Mar 30, 2022 - Energy & Environment

Climate groups push together for greener bitcoin

Illustration of a pixelated world map overtop an image of a bitcoin pattern.

Illustration: Megan Robinson/Axios

Environmental groups just launched a campaign aimed at pressuring bitcoin miners to adopt more climate-friendly practices.

Why it matters: Verifying and recording transactions involves power-hungry computing equipment, spurring fears about growing CO2 emissions.

Driving the news: Greenpeace and the Environmental Working Group lead the "Change the Code, Not the Climate" campaign.

  • Chris Larsen, the billionaire co-founder of the digital payments company Ripple, personally provided an initial $5 million.
  • Former Sierra Club executive director Michael Brune is advising the campaign.
  • It launched with digital ads in the Wall Street Journal, New York Times, Facebook and elsewhere.

Zoom in: Activists want bitcoin miners to ditch the "proof of work" process for validating transactions.
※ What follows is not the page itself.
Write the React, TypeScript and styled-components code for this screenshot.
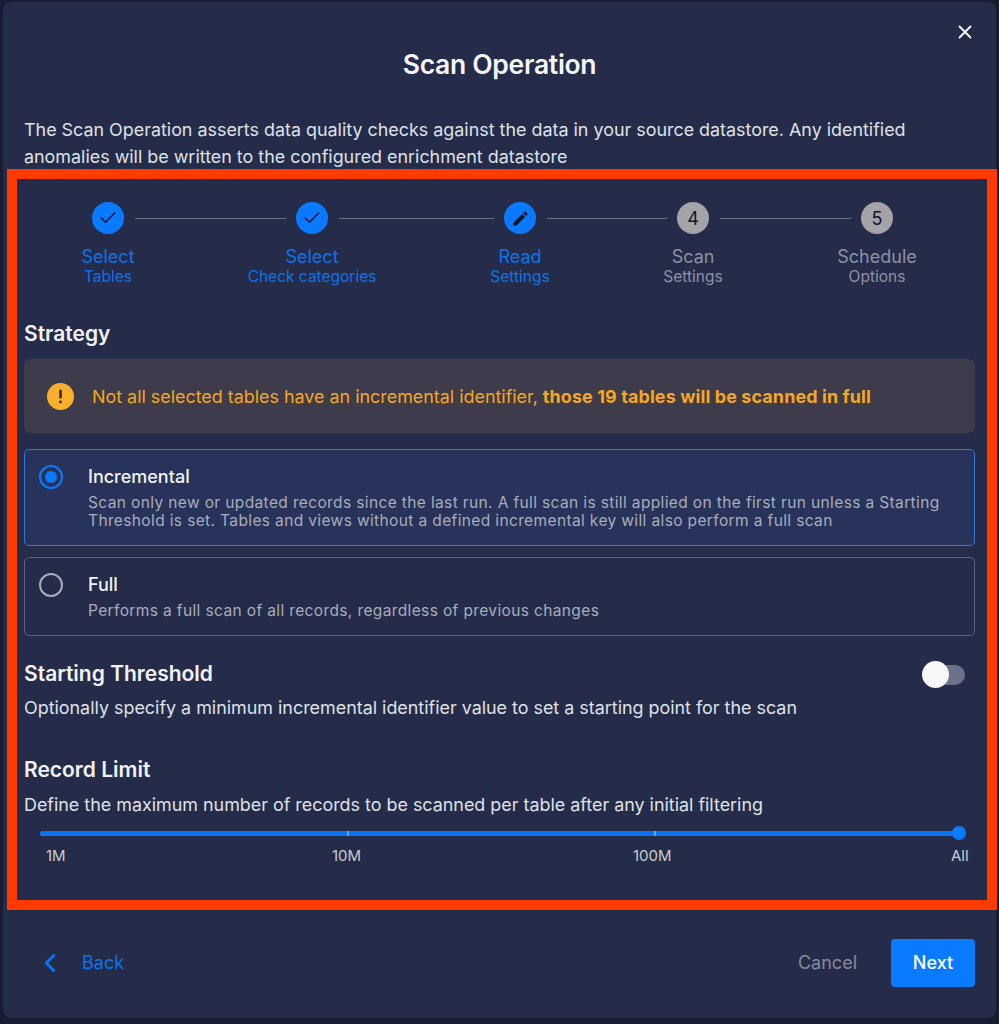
import { Fragment } from "react";
import styled, { createGlobalStyle } from "styled-components";
import { Check, ChevronLeft, X } from "lucide-react";
import { MdEdit } from "react-icons/md";

const GlobalStyle = createGlobalStyle`
	html, body {
		margin: 0;
		padding: 0;
		background: #171c32;
	}
	* {
		box-sizing: border-box;
	}
`;

const Page = styled.div`
	width: 999px;
	height: 1024px;
	padding: 2px 3px 6px;
	overflow: hidden;
	font-family: Inter, "Open Sans", sans-serif;
`;

const Dialog = styled.div`
	position: relative;
	width: 993px;
	height: 1016px;
	background: #252c4a;
	border-radius: 8px;
	display: flex;
	flex-direction: column;
`;

const CloseButton = styled.button`
	position: absolute;
	top: 19px;
	right: 20px;
	padding: 0;
	display: flex;
	border: none;
	background: none;
	color: #fff;
`;

const Title = styled.h2`
	margin: 0;
	height: 114px;
	padding-top: 43px;
	font-size: 26.5px;
	line-height: 38px;
	font-weight: 600;
	letter-spacing: -0.3px;
	text-align: center;
	color: #f4f5f7;
`;

const Intro = styled.p`
	margin: 0;
	height: 53px;
	padding: 0 21px;
	font-size: 17.9px;
	line-height: 27px;
	color: #dfe1e6;
`;

const Highlight = styled.section`
	width: 990px;
	height: 741px;
	margin-left: 4px;
	border: 10px solid #ff3b00;
	padding: 23px 12px 0 7px;
	flex: none;
`;

const Stepper = styled.div`
	display: flex;
	padding-left: 68px;
	height: 118px;
`;

const Step = styled.div`
	width: 32px;
	flex: none;
	display: flex;
	flex-direction: column;
	align-items: center;
`;

const StepCircle = styled.div<{ $active: boolean }>`
	width: 32px;
	height: 32px;
	flex: none;
	border-radius: 50%;
	display: flex;
	align-items: center;
	justify-content: center;
	font-size: 18px;
	background: ${(props) => (props.$active ? "#0a7aff" : "#a3a3a8")};
	color: #10152c;
`;

const StepName = styled.span<{ $active: boolean }>`
	margin-top: 11px;
	font-size: 18px;
	line-height: 24px;
	white-space: nowrap;
	color: ${(props) => (props.$active ? "#0a74ee" : "#8d92a3")};
`;

const StepSub = styled.span<{ $active: boolean }>`
	font-size: 15.5px;
	line-height: 16px;
	white-space: nowrap;
	color: ${(props) => (props.$active ? "#0a74ee" : "#8d92a3")};
`;

const Connector = styled.div<{ $width: number }>`
	width: ${(props) => props.$width}px;
	flex: none;
	height: 1px;
	margin: 16px 10px 0 11px;
	background: #6b7183;
`;

const SectionTitle = styled.h3`
	margin: 0;
	font-size: 21px;
	line-height: 28px;
	font-weight: 600;
	color: #f1f2f5;
`;

const Alert = styled.div`
	height: 74px;
	margin: 11px 0 16px;
	padding-left: 23px;
	border-radius: 6px;
	background: #3e3b4a;
	display: flex;
	align-items: center;
	gap: 18px;
	font-size: 17.9px;
	color: #f5a623;

	b {
		font-weight: 700;
		letter-spacing: 0.13px;
	}
`;

const Option = styled.div<{ $selected: boolean; $height: number }>`
	height: ${(props) => props.$height}px;
	padding: 15px 16px 0 14px;
	margin-bottom: 11px;
	border-radius: 5px;
	border: 1px solid ${(props) => (props.$selected ? "#2f78dc" : "#5c6275")};
	background: ${(props) => (props.$selected ? "#27335a" : "transparent")};
	display: flex;
	gap: 25px;
`;

const Radio = styled.div<{ $selected: boolean }>`
	width: 24px;
	height: 24px;
	flex: none;
	border-radius: 50%;
	border: 2px solid ${(props) => (props.$selected ? "#0a7aff" : "#a9adb8")};
	display: flex;
	align-items: center;
	justify-content: center;

	&::after {
		content: "";
		display: ${(props) => (props.$selected ? "block" : "none")};
		width: 12px;
		height: 12px;
		border-radius: 50%;
		background: #0a7aff;
	}
`;

const OptionBody = styled.div`
	display: flex;
	flex-direction: column;
`;

const OptionTitle = styled.span`
	font-size: 18px;
	line-height: 24px;
	font-weight: 500;
	color: #f1f2f5;
`;

const OptionText = styled.span`
	margin-top: 5px;
	font-size: 15.5px;
	line-height: 18px;
	letter-spacing: 0.37px;
	white-space: nowrap;
	color: #a9adb9;
`;

const ThresholdRow = styled.div`
	display: flex;
	justify-content: space-between;
	align-items: flex-start;
	margin-top: 24px;
	padding-right: 10px;
`;

const Switch = styled.div`
	position: relative;
	width: 32px;
	height: 20px;
	margin-top: 5px;
	border-radius: 10px;
	background: #6c7189;

	&::before {
		content: "";
		position: absolute;
		left: -11px;
		top: -4px;
		width: 27px;
		height: 27px;
		border-radius: 50%;
		background: #f8f8fb;
	}
`;

const Description = styled.p<{ $top: number }>`
	margin: ${(props) => props.$top}px 0 0;
	font-size: 17.9px;
	line-height: 24px;
	color: #dfe1e6;
`;

const LimitTitle = styled(SectionTitle)`
	margin-top: 36px;
`;

const Track = styled.div`
	position: relative;
	height: 5px;
	width: 920px;
	margin: 14px 0 0 16px;
	border-radius: 3px;
	background: #0a74f0;
`;

const Tick = styled.span<{ $left: number }>`
	position: absolute;
	top: 0;
	left: ${(props) => props.$left}px;
	width: 2px;
	height: 5px;
	background: #6ba6ee;
`;

const Thumb = styled.span`
	position: absolute;
	top: -5px;
	right: -6px;
	width: 14px;
	height: 14px;
	border-radius: 50%;
	background: #0a7aff;
`;

const Marks = styled.div`
	display: grid;
	grid-template-columns: 286px 301px 318px auto;
	margin: 10px 0 0 22px;
	font-size: 15px;
	line-height: 20px;
	color: #c9ccd4;
`;

const Footer = styled.footer`
	flex: 1;
	display: flex;
	align-items: center;
	padding: 0 21px 4px 32px;
	margin-top: 1px;
`;

const BackButton = styled.button`
	display: flex;
	align-items: center;
	gap: 17px;
	padding: 0;
	border: none;
	background: none;
	font-family: inherit;
	font-size: 18px;
	color: #0a74ee;
`;

const CancelButton = styled.button`
	margin-left: auto;
	padding: 0;
	border: none;
	background: none;
	font-family: inherit;
	font-size: 18px;
	color: #858a9a;
`;

const NextButton = styled.button`
	width: 84px;
	height: 48px;
	margin-left: 34px;
	border: none;
	border-radius: 4px;
	background: #0a7aff;
	font-family: inherit;
	font-size: 18px;
	font-weight: 500;
	color: #fff;
`;

const steps = [
	{ name: "Select", sub: "Tables", state: "done", line: 151 },
	{ name: "Select", sub: "Check categories", state: "done", line: 155 },
	{ name: "Read", sub: "Settings", state: "edit", line: 120 },
	{ name: "Scan", sub: "Settings", state: "4", line: 131 },
	{ name: "Schedule", sub: "Options", state: "5", line: 0 },
];

function WarningIcon() {
	return (
		<svg width="27" height="27" viewBox="0 0 27 27" style={{ flex: "none" }}>
			<circle cx="13.5" cy="13.5" r="13.5" fill="#fbb02d" />
			<rect x="12.2" y="6.5" width="2.6" height="9" rx="1" fill="#3a2c1c" />
			<rect x="12.2" y="17.5" width="2.6" height="2.8" rx="1" fill="#3a2c1c" />
		</svg>
	);
}

function App() {
	return (
		<Page>
			<GlobalStyle />
			<Dialog>
				<CloseButton>
					<X size={22} strokeWidth={2} />
				</CloseButton>
				<Title>Scan Operation</Title>
				<Intro>
					The Scan Operation asserts data quality checks against the data in your source datastore. Any identified
					<br />
					anomalies will be written to the configured enrichment datastore
				</Intro>
				<Highlight>
					<Stepper>
						{steps.map((step) => {
							const active = step.state === "done" || step.state === "edit";
							return (
								<Fragment key={step.sub + step.name}>
									<Step>
										<StepCircle $active={active}>
											{step.state === "done" && <Check size={20} strokeWidth={1.8} />}
											{step.state === "edit" && <MdEdit size={19} />}
											{!active && step.state}
										</StepCircle>
										<StepName $active={active}>{step.name}</StepName>
										<StepSub $active={active}>{step.sub}</StepSub>
									</Step>
									{step.line > 0 && <Connector $width={step.line} />}
								</Fragment>
							);
						})}
					</Stepper>
					<SectionTitle>Strategy</SectionTitle>
					<Alert>
						<WarningIcon />
						<span>
							Not all selected tables have an incremental identifier, <b>those 19 tables will be scanned in full</b>
						</span>
					</Alert>
					<Option $selected $height={97}>
						<Radio $selected />
						<OptionBody>
							<OptionTitle>Incremental</OptionTitle>
							<OptionText>
								Scan only new or updated records since the last run. A full scan is still applied on the first run unless a Starting
								<br />
								Threshold is set. Tables and views without a defined incremental key will also perform a full scan
							</OptionText>
						</OptionBody>
					</Option>
					<Option $selected={false} $height={79}>
						<Radio $selected={false} />
						<OptionBody>
							<OptionTitle>Full</OptionTitle>
							<OptionText>Performs a full scan of all records, regardless of previous changes</OptionText>
						</OptionBody>
					</Option>
					<ThresholdRow>
						<SectionTitle>Starting Threshold</SectionTitle>
						<Switch />
					</ThresholdRow>
					<Description $top={8}>
						Optionally specify a minimum incremental identifier value to set a starting point for the scan
					</Description>
					<LimitTitle>Record Limit</LimitTitle>
					<Description $top={9}>
						Define the maximum number of records to be scanned per table after any initial filtering
					</Description>
					<Track>
						<Tick $left={307} />
						<Tick $left={614} />
						<Thumb />
					</Track>
					<Marks>
						<span>1M</span>
						<span>10M</span>
						<span>100M</span>
						<span>All</span>
					</Marks>
				</Highlight>
				<Footer>
					<BackButton>
						<ChevronLeft size={30} strokeWidth={2.4} />
						Back
					</BackButton>
					<CancelButton>Cancel</CancelButton>
					<NextButton>Next</NextButton>
				</Footer>
			</Dialog>
		</Page>
	);
}

export default App;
  • They point out that bitcoin rival Ethereum is transitioning to code that requires vastly less energy.

Reality check: It's a steep and maybe impossible uphill climb, says Axios' Brady Dale, who adds:

  • The two leading blockchains have wildly different cultures. Yes, Ethereum is shifting to a new consensus mechanism but it also launched without a supply cap (the limit of 21 million bitcoins is hard-coded in). They are fundamentally different projects that attract different crowds.
  • Proof-of-work has persevered in a hyper adversarial environment since 2009. Bitcoin changes very slowly anyway, but that probably never will.

Threat level: "Some researchers estimate that cryptocurrencies use more electricity each year than many individual countries in the world, including some industrialized nations," states a recent White House solicitation for input on crypto's impact.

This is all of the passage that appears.